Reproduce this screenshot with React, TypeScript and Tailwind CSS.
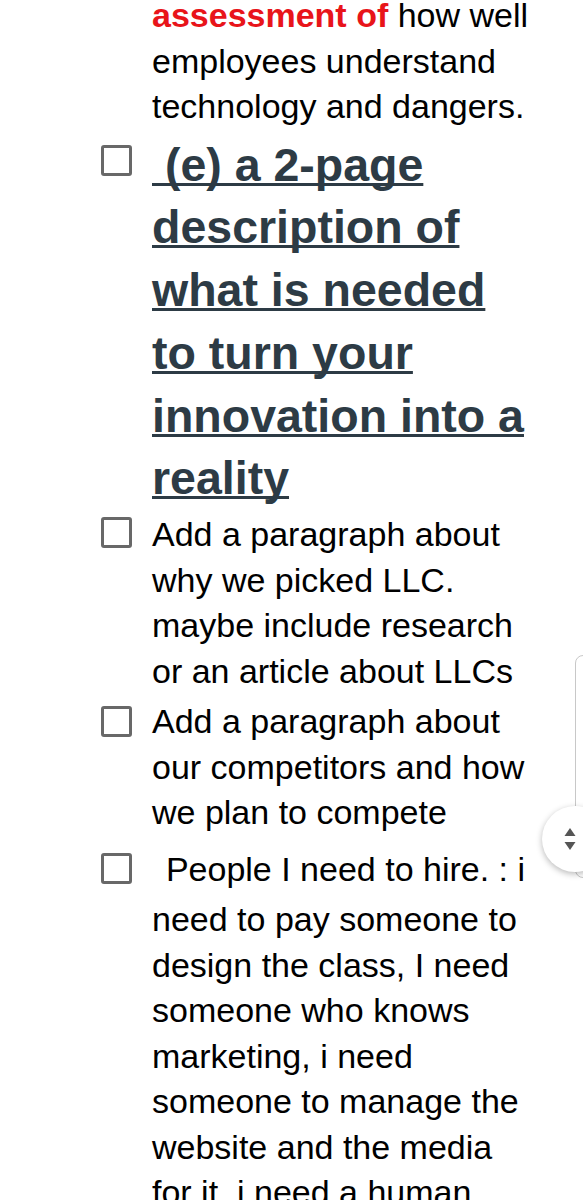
import React from "react";

const Box = ({ top }: { top: string }) => (
  <div className={`w-[31px] h-[31px] shrink-0 border-[3px] border-[#686868] rounded-[3px] ${top}`} />
);

const App = () => {
  return (
    <div className="relative w-[583px] h-[1200px] overflow-hidden bg-white font-['Liberation_Sans',Arial,sans-serif] text-black">
      <div className="pl-[101px] -mt-[7px] flex flex-col">
        {/* tail of the previous item */}
        <div className="pl-[51px] w-[436px] text-[34px] leading-[45.5px]">
          <span className="font-bold text-[#e8141a]">assessment of</span> how well employees understand technology and dangers.
        </div>

        <div className="mt-[4px] flex gap-[20px]">
          <Box top="mt-[11px]" />
          <div className="w-[385px] text-[46.5px] leading-[62.8px] font-bold text-[#2d3b45] underline decoration-[3px] underline-offset-[2px] [text-decoration-skip-ink:none]">
            &nbsp;(e) a 2-page description of what is needed to turn your innovation into a reality
          </div>
        </div>

        <div className="mt-[2px] flex gap-[20px]">
          <Box top="mt-[5px]" />
          <div className="w-[385px] text-[34px] leading-[45.5px]">
            Add a paragraph about why we picked LLC. maybe include research or an article about LLCs
          </div>
        </div>

        <div className="mt-[5px] flex gap-[20px]">
          <Box top="mt-[7px]" />
          <div className="w-[385px] text-[34px] leading-[45.5px]">
            Add a paragraph about our competitors and how we plan to compete
          </div>
        </div>

        <div className="-mt-[3.5px] flex gap-[20px]">
          <Box top="mt-[21px]" />
          <div className="w-[385px] text-[34px] leading-[45.5px]">
            <span className="text-[50px] leading-[65px]">&nbsp;</span>People I need to hire. : i need to pay someone to design the class, I need someone who knows marketing, i need someone to manage the website and the media for it. i need a human
          </div>
        </div>
      </div>

      {/* fast scroll track + handle */}
      <div className="absolute left-[575px] top-[655px] w-[30px] h-[223px] border border-[#c8c8c8] rounded-[8px] bg-white" />
      <div className="absolute left-[542px] top-[806px] w-[66px] h-[66px] rounded-full bg-white shadow-[0_2px_6px_rgba(0,0,0,0.28)] flex items-center pl-[22px]">
        <svg width="12" height="24" viewBox="0 0 12 24">
          <path d="M6 1 L11.5 9 L0.5 9 Z" fill="#555" />
          <path d="M0.5 15 L11.5 15 L6 23 Z" fill="#555" />
        </svg>
      </div>
    </div>
  );
};

export default App;
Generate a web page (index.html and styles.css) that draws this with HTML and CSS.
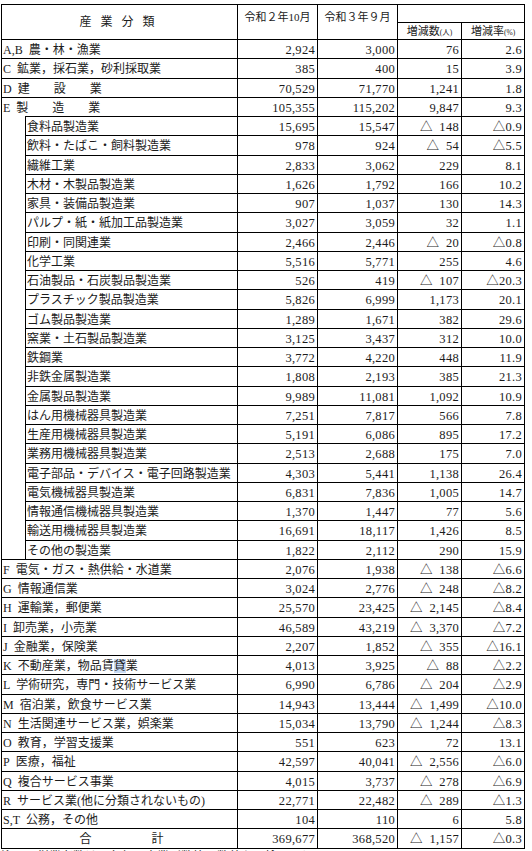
FILE: index.html
```html
<!DOCTYPE html>
<html lang="ja">
<head>
<meta charset="utf-8">
<title>産業分類別 従業者数</title>
<link rel="stylesheet" href="styles.css">
</head>
<body>
<table class="stats">
<colgroup>
<col class="c-ind"><col class="c-name"><col class="c-num"><col class="c-num"><col class="c-diff"><col class="c-rate">
</colgroup>
<thead>
<tr class="h1">
<th class="hcat" colspan="2" rowspan="2">産業分類</th>
<th class="hyear" rowspan="2">令和２年10月</th>
<th class="hyear" rowspan="2">令和３年９月</th>
<th class="hblank" colspan="2"></th>
</tr>
<tr class="h2">
<th class="hsub">増減数<span class="unit">(人)</span></th>
<th class="hsub">増減率<span class="unit">(%)</span></th>
</tr>
</thead>
<tbody>
<tr><td class="cat" colspan="2">A,B&ensp;農・林・漁業</td><td>2,924</td><td>3,000</td><td>76</td><td>2.6</td></tr>
<tr><td class="cat" colspan="2">C&ensp;鉱業，採石業，砂利採取業</td><td>385</td><td>400</td><td>15</td><td>3.9</td></tr>
<tr><td class="cat" colspan="2">D&ensp;建　　設　　業</td><td>70,529</td><td>71,770</td><td>1,241</td><td>1.8</td></tr>
<tr><td class="cat" colspan="2">E&ensp;製　　造　　業</td><td>105,355</td><td>115,202</td><td>9,847</td><td>9.3</td></tr>
<tr><td class="indent" rowspan="23"></td><td class="cat sub">食料品製造業</td><td>15,695</td><td>15,547</td><td>△&ensp;148</td><td>△0.9</td></tr>
<tr><td class="cat sub">飲料・たばこ・飼料製造業</td><td>978</td><td>924</td><td>△&ensp;54</td><td>△5.5</td></tr>
<tr><td class="cat sub">繊維工業</td><td>2,833</td><td>3,062</td><td>229</td><td>8.1</td></tr>
<tr><td class="cat sub">木材・木製品製造業</td><td>1,626</td><td>1,792</td><td>166</td><td>10.2</td></tr>
<tr><td class="cat sub">家具・装備品製造業</td><td>907</td><td>1,037</td><td>130</td><td>14.3</td></tr>
<tr><td class="cat sub">パルプ・紙・紙加工品製造業</td><td>3,027</td><td>3,059</td><td>32</td><td>1.1</td></tr>
<tr><td class="cat sub">印刷・同関連業</td><td>2,466</td><td>2,446</td><td>△&ensp;20</td><td>△0.8</td></tr>
<tr><td class="cat sub">化学工業</td><td>5,516</td><td>5,771</td><td>255</td><td>4.6</td></tr>
<tr><td class="cat sub">石油製品・石炭製品製造業</td><td>526</td><td>419</td><td>△&ensp;107</td><td>△20.3</td></tr>
<tr><td class="cat sub">プラスチック製品製造業</td><td>5,826</td><td>6,999</td><td>1,173</td><td>20.1</td></tr>
<tr><td class="cat sub">ゴム製品製造業</td><td>1,289</td><td>1,671</td><td>382</td><td>29.6</td></tr>
<tr><td class="cat sub">窯業・土石製品製造業</td><td>3,125</td><td>3,437</td><td>312</td><td>10.0</td></tr>
<tr><td class="cat sub">鉄鋼業</td><td>3,772</td><td>4,220</td><td>448</td><td>11.9</td></tr>
<tr><td class="cat sub">非鉄金属製造業</td><td>1,808</td><td>2,193</td><td>385</td><td>21.3</td></tr>
<tr><td class="cat sub">金属製品製造業</td><td>9,989</td><td>11,081</td><td>1,092</td><td>10.9</td></tr>
<tr><td class="cat sub">はん用機械器具製造業</td><td>7,251</td><td>7,817</td><td>566</td><td>7.8</td></tr>
<tr><td class="cat sub">生産用機械器具製造業</td><td>5,191</td><td>6,086</td><td>895</td><td>17.2</td></tr>
<tr><td class="cat sub">業務用機械器具製造業</td><td>2,513</td><td>2,688</td><td>175</td><td>7.0</td></tr>
<tr><td class="cat sub">電子部品・デバイス・電子回路製造業</td><td>4,303</td><td>5,441</td><td>1,138</td><td>26.4</td></tr>
<tr><td class="cat sub">電気機械器具製造業</td><td>6,831</td><td>7,836</td><td>1,005</td><td>14.7</td></tr>
<tr><td class="cat sub">情報通信機械器具製造業</td><td>1,370</td><td>1,447</td><td>77</td><td>5.6</td></tr>
<tr><td class="cat sub">輸送用機械器具製造業</td><td>16,691</td><td>18,117</td><td>1,426</td><td>8.5</td></tr>
<tr><td class="cat sub">その他の製造業</td><td>1,822</td><td>2,112</td><td>290</td><td>15.9</td></tr>
<tr><td class="cat" colspan="2">F&ensp;電気・ガス・熱供給・水道業</td><td>2,076</td><td>1,938</td><td>△&ensp;138</td><td>△6.6</td></tr>
<tr><td class="cat" colspan="2">G&ensp;情報通信業</td><td>3,024</td><td>2,776</td><td>△&ensp;248</td><td>△8.2</td></tr>
<tr><td class="cat" colspan="2">H&ensp;運輸業，郵便業</td><td>25,570</td><td>23,425</td><td>△&ensp;2,145</td><td>△8.4</td></tr>
<tr><td class="cat" colspan="2">I&ensp;卸売業，小売業</td><td>46,589</td><td>43,219</td><td>△&ensp;3,370</td><td>△7.2</td></tr>
<tr><td class="cat" colspan="2">J&ensp;金融業，保険業</td><td>2,207</td><td>1,852</td><td>△&ensp;355</td><td>△16.1</td></tr>
<tr><td class="cat" colspan="2">K&ensp;不動産業，物品賃<span class="sel">貸</span>業</td><td>4,013</td><td>3,925</td><td>△&ensp;88</td><td>△2.2</td></tr>
<tr><td class="cat" colspan="2">L&ensp;学術研究，専門・技術サービス業</td><td>6,990</td><td>6,786</td><td>△&ensp;204</td><td>△2.9</td></tr>
<tr><td class="cat" colspan="2">M&ensp;宿泊業，飲食サービス業</td><td>14,943</td><td>13,444</td><td>△&ensp;1,499</td><td>△10.0</td></tr>
<tr><td class="cat" colspan="2">N&ensp;生活関連サービス業，娯楽業</td><td>15,034</td><td>13,790</td><td>△&ensp;1,244</td><td>△8.3</td></tr>
<tr><td class="cat" colspan="2">O&ensp;教育，学習支援業</td><td>551</td><td>623</td><td>72</td><td>13.1</td></tr>
<tr><td class="cat" colspan="2">P&ensp;医療，福祉</td><td>42,597</td><td>40,041</td><td>△&ensp;2,556</td><td>△6.0</td></tr>
<tr><td class="cat" colspan="2">Q&ensp;複合サービス事業</td><td>4,015</td><td>3,737</td><td>△&ensp;278</td><td>△6.9</td></tr>
<tr><td class="cat" colspan="2">R&ensp;サービス業(他に分類されないもの)</td><td>22,771</td><td>22,482</td><td>△&ensp;289</td><td>△1.3</td></tr>
<tr><td class="cat" colspan="2">S,T&ensp;公務，その他</td><td>104</td><td>110</td><td>6</td><td>5.8</td></tr>
<tr class="total"><td class="cat totallabel" colspan="2">合　　　　　計</td><td>369,677</td><td>368,520</td><td>△&ensp;1,157</td><td>△0.3</td></tr>
</tbody>
</table>
<p class="note">注１　従業者数は、各年の事業所数等の数値を四捨五入している。</p>
</body>
</html>
```
FILE: styles.css
```css
html, body {
  margin: 0;
  background: #ffffff;
}

body {
  padding: 4px 0 0 1px;
  color: #1c1c1c;
  font-family: "Liberation Serif", "Noto Sans CJK JP", serif;
  overflow: hidden;
}

.stats {
  border-collapse: collapse;
  table-layout: fixed;
  width: 523px;
  font-size: 12px;
}

.c-ind { width: 24px; }
.c-name { width: 212px; }
.c-num { width: 80px; }
.c-diff { width: 64px; }
.c-rate { width: 63px; }

.stats th,
.stats td {
  border: 1px solid #000;
  padding: 0;
  font-weight: normal;
  white-space: nowrap;
  overflow: hidden;
}

.stats thead th {
  font-family: "Liberation Serif", "Noto Sans CJK JP", serif;
  font-size: 11px;
  line-height: 13px;
}

.h1 { height: 18px; }
.h2 { height: 16px; }

.hcat {
  text-align: center;
  vertical-align: middle;
  font-size: 12px !important;
  letter-spacing: 9px;
  text-indent: 4px;
}

.hyear {
  vertical-align: top;
  text-align: center;
  padding-top: 6px !important;
}

.hblank {
  border-bottom: 1px solid #000;
}

.hsub {
  text-align: center;
  vertical-align: middle;
  padding-top: 2px !important;
}

.unit {
  font-size: 7.5px;
}

.stats tbody tr {
  height: 19.25px;
}

.stats tbody td {
  text-align: right;
  vertical-align: middle;
  padding-right: 2px;
  padding-top: 2px;
  font-size: 12.5px;
  line-height: 14px;
  letter-spacing: 0.3px;
}

.stats tbody td.cat {
  text-align: left;
  font-size: 12px;
  letter-spacing: 0;
  padding-left: 1px;
  padding-right: 0;
}

.stats tbody td.sub {
  padding-left: 1px;
}

.stats tbody td.indent {
  border-top: hidden;
  padding: 0;
}

.stats tbody td.totallabel {
  text-align: center;
  padding-left: 4px;
}

.sel {
  background: #c8daf2;
}

.note {
  margin: 1px 0 0 0;
  font-size: 12px;
  line-height: 14px;
  white-space: nowrap;
}
```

####################

* _Task to carry out_
Locate the word "React" in the records and collect each line it appears in.

* _Solved problem_
Reproduce this screenshot with React, TypeScript and Tailwind CSS.
import React from "react";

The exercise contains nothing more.